======== Information provided ========
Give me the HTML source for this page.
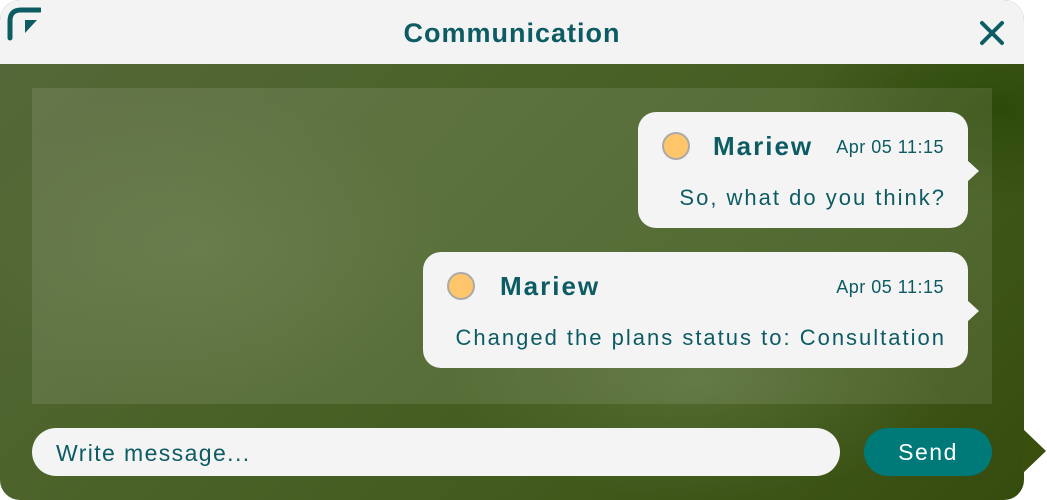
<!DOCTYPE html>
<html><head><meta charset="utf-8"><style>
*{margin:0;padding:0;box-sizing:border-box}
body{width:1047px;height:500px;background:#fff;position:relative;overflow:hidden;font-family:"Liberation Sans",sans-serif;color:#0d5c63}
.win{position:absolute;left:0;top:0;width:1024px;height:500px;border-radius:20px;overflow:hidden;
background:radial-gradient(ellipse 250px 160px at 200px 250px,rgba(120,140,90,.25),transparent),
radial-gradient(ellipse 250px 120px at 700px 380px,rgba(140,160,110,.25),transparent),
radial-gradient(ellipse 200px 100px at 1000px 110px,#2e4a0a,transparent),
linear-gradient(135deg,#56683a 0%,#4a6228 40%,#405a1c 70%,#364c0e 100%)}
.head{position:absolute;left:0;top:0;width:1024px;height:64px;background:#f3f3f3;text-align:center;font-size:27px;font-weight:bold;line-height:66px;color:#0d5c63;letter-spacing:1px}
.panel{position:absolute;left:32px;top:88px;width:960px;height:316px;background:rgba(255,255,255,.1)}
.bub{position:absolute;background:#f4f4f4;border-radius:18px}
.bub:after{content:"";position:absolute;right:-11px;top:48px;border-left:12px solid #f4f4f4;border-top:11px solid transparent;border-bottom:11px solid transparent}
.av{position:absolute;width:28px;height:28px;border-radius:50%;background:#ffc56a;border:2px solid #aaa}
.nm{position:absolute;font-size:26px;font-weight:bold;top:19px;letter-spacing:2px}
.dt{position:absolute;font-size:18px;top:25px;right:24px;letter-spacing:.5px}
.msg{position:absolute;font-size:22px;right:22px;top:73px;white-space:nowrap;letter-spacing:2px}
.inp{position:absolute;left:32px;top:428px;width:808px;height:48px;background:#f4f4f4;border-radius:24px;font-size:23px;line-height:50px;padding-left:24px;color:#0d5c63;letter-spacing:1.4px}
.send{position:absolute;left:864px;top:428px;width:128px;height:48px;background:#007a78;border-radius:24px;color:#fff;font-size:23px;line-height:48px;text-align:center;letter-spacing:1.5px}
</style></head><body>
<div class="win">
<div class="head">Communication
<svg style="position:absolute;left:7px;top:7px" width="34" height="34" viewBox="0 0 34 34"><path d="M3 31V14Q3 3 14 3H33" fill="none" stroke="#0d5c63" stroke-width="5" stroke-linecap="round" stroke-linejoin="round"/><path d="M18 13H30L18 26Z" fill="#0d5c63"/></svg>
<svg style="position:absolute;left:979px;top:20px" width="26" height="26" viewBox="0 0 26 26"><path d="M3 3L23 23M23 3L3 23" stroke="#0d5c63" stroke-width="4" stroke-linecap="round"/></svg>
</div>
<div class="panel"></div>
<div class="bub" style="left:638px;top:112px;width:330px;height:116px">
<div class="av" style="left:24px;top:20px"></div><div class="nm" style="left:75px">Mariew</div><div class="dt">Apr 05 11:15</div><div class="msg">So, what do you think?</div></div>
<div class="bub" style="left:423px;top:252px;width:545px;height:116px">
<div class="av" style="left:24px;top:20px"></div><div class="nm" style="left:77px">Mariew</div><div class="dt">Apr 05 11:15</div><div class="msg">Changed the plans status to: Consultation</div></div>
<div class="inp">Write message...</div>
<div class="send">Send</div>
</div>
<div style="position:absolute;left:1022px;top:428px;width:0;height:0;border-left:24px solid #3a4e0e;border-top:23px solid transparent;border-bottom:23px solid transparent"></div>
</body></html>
========
======== Information provided ========
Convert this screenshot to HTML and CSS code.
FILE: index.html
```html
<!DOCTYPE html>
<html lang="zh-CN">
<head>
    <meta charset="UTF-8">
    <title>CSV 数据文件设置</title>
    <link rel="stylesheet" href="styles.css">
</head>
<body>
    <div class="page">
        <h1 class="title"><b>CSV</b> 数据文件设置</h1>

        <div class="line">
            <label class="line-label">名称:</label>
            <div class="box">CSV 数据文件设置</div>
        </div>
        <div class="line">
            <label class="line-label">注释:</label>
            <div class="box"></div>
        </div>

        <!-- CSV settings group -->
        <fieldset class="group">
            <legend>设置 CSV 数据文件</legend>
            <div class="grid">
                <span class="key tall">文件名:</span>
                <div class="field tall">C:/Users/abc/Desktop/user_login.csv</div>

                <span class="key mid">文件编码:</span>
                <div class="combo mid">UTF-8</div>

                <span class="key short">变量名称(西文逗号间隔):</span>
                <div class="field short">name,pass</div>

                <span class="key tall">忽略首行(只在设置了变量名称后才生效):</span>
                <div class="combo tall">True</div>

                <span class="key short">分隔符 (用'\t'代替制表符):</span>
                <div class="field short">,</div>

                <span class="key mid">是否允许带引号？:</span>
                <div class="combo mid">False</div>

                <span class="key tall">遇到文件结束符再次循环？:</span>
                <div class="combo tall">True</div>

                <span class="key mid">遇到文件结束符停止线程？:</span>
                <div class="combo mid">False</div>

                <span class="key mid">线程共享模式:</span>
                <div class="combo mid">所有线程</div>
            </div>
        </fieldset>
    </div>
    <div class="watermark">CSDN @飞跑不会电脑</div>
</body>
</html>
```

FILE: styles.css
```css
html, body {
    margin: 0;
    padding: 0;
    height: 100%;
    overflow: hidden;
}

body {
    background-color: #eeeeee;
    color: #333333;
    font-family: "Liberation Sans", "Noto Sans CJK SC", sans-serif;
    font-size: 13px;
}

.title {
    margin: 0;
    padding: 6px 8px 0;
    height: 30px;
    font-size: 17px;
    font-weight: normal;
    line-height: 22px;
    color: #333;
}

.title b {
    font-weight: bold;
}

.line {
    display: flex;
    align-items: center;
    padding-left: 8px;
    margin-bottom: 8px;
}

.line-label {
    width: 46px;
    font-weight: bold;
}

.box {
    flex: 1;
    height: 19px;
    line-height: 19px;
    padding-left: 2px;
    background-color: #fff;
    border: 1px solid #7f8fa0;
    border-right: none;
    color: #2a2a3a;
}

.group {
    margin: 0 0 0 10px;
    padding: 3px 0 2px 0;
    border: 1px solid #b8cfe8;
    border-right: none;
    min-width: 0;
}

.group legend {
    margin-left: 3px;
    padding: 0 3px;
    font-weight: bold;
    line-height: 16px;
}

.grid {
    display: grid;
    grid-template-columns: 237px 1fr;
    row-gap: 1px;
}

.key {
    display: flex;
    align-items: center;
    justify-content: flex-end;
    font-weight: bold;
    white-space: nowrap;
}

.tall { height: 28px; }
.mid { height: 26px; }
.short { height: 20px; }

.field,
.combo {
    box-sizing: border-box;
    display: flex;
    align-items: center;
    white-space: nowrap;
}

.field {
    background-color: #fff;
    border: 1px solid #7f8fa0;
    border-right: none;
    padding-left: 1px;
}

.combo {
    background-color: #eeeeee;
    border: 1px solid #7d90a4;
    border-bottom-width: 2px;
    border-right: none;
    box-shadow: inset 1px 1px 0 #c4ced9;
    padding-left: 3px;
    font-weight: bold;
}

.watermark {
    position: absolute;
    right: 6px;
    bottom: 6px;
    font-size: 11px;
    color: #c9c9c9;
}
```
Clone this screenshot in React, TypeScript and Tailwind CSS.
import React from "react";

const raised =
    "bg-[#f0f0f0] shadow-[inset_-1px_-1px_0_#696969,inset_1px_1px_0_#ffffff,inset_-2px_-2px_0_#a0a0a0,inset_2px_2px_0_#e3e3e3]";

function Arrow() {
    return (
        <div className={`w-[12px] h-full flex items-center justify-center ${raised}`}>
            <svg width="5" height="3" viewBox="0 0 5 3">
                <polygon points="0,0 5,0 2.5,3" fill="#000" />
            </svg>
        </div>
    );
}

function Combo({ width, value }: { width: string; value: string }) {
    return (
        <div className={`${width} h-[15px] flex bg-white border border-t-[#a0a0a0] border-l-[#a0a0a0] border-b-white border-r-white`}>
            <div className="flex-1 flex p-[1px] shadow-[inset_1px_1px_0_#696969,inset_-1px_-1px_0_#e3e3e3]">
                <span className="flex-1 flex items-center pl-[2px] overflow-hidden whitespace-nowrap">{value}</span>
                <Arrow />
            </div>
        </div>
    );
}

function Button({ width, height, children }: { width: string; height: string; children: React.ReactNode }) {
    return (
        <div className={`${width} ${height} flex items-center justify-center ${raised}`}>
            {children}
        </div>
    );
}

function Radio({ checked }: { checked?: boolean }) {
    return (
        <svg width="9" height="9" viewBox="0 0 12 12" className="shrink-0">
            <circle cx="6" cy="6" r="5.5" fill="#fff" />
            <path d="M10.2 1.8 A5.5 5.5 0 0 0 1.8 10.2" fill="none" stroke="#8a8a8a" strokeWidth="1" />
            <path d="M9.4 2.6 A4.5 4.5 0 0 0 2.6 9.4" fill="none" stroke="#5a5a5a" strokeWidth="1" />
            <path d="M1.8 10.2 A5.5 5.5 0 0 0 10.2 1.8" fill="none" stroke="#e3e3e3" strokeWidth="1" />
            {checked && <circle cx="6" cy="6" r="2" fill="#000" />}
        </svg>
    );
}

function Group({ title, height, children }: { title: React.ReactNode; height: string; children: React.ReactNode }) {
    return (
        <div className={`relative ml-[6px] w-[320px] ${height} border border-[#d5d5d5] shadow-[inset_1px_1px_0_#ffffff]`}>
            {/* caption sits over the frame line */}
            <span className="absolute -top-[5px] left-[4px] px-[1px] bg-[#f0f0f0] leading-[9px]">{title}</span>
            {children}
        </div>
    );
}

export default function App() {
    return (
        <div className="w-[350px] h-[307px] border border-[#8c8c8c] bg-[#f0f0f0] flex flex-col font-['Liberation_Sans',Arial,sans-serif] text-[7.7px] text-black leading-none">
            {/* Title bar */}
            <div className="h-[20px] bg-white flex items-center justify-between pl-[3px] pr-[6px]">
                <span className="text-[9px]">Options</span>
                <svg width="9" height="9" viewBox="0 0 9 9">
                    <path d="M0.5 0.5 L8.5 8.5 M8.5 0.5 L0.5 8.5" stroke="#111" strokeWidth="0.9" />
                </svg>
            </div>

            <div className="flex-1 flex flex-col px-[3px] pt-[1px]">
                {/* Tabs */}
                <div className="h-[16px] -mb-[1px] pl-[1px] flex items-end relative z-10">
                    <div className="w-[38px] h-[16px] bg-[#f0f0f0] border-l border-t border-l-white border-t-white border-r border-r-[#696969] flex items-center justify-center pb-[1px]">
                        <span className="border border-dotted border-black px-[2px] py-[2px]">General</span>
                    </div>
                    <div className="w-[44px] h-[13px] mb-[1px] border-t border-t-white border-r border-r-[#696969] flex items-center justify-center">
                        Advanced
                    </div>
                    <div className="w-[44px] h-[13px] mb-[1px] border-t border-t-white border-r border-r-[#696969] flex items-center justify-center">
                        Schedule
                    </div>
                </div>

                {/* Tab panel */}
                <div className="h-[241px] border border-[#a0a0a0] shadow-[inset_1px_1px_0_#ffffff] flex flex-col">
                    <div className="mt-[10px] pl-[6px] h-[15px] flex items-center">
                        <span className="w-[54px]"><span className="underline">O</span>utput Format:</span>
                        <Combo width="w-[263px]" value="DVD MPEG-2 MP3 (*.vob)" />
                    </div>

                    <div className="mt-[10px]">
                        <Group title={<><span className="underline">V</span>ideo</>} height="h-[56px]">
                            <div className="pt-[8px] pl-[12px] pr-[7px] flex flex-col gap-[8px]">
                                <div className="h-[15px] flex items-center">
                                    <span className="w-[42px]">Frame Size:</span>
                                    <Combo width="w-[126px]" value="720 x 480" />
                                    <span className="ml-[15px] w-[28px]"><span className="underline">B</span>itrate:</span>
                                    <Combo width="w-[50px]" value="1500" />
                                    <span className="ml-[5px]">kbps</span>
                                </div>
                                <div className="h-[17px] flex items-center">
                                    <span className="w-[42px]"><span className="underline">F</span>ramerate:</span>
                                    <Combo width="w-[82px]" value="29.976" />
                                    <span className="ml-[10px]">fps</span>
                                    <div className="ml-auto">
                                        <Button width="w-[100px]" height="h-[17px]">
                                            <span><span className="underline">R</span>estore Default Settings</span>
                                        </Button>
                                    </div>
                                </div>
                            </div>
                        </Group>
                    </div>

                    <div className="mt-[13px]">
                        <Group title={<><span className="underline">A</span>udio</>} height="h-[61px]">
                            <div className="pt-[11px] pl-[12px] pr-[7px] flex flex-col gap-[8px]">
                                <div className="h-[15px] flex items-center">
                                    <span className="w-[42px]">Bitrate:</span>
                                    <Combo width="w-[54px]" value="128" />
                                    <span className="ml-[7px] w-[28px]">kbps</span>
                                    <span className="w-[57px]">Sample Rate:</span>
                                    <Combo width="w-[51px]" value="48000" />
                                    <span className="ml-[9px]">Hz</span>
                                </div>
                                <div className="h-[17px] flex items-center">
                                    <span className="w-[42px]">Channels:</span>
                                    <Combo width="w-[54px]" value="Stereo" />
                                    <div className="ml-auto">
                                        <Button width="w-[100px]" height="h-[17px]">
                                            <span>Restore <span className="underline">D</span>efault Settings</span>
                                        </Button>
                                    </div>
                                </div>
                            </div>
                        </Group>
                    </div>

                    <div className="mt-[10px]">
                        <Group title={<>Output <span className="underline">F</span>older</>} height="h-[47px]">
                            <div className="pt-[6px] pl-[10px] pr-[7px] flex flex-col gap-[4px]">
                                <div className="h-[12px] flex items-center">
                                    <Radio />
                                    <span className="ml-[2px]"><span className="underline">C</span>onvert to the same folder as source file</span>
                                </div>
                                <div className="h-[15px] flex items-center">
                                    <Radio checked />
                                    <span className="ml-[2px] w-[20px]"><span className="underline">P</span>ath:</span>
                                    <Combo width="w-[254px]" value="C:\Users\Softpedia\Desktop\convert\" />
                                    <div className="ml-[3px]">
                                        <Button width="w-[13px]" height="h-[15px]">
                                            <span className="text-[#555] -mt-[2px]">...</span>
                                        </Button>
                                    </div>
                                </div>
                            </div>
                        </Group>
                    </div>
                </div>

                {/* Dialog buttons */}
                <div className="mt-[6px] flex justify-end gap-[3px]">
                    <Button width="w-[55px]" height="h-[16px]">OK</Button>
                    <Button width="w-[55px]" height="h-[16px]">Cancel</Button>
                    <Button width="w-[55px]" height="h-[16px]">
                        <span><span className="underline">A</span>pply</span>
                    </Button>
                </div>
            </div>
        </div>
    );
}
========
* Written task
Examine the entries and report how many of their lines contain the string "screenshot", giving no more than the number.

* The completed task
2